Been reading a bunch on here lately and wanted to see if I am running the calculations correctly for a hypothetical flip.
Cash Outlay: $50,340
Purchase price: $160,000 (10% FannieMae Homepage Renovation Loan)
Rehab: $15,000
Buying costs: $6,600 (is this way too high?)
Selling costs: $8,600
Holding costs: $4,140
ARV (sales price): $220,000
Profit: $25,660
1) Assuming my estimates are correctly am I calculating things correctly?
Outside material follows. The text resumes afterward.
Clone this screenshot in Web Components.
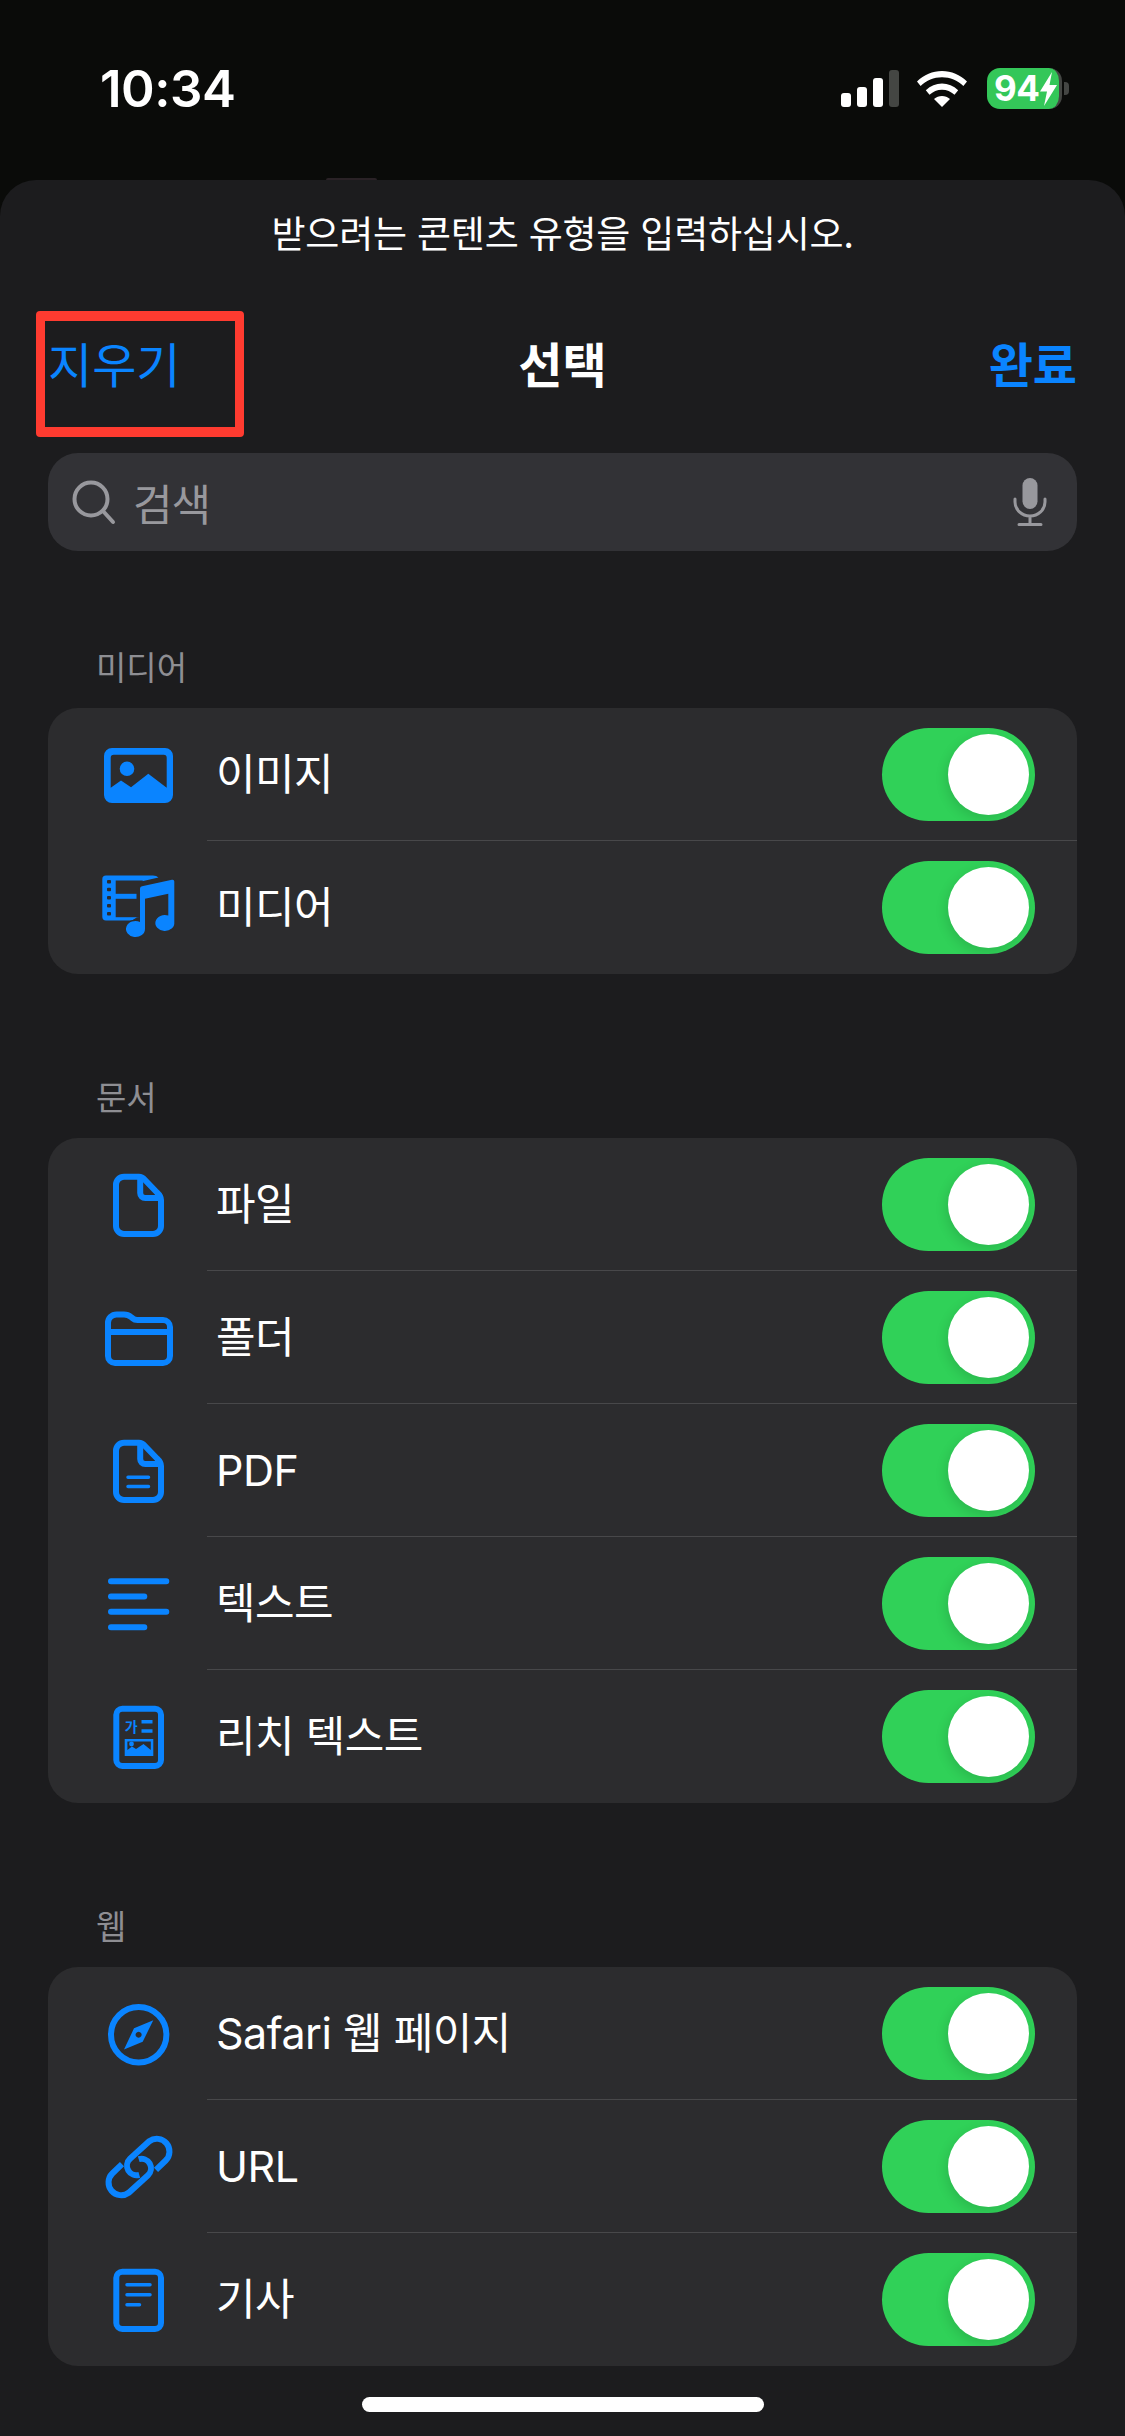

2) Would any of the pros out there pursue this flip or are the margins too small?
Thanks
Most Popular Reply

Can you really use that Fannie Mae loan for a fix and flip? I thought those were only if you're living there.
ARV = $220K
Purchase ($160K) + Rehab ($15K) = $175K.
That's 80% of ARV. Knowing nothing more this looks like a bad deal. If you truly can get cheap financing, say at 5% with one point, you'll save a bunch of money and might turn a profit. If you were using hard money this would be a break even deal. Hard money would cost you about 10% of the amount borrowed, or about 7% of ARV. With 5% and one point you're looking at 3.5% of the amount borrowed, or only about 2.5% of ARV. So, this one might generate a profit around $10-12K. Certainly not $25K.
Your selling costs is likely to be closer to $25K. That's 6% for commissions, 2% for closing costs and 3% for seller concessions. Maybe if you use a flat rate listing and do the marketing yourself you'll save the 3% listing side commission.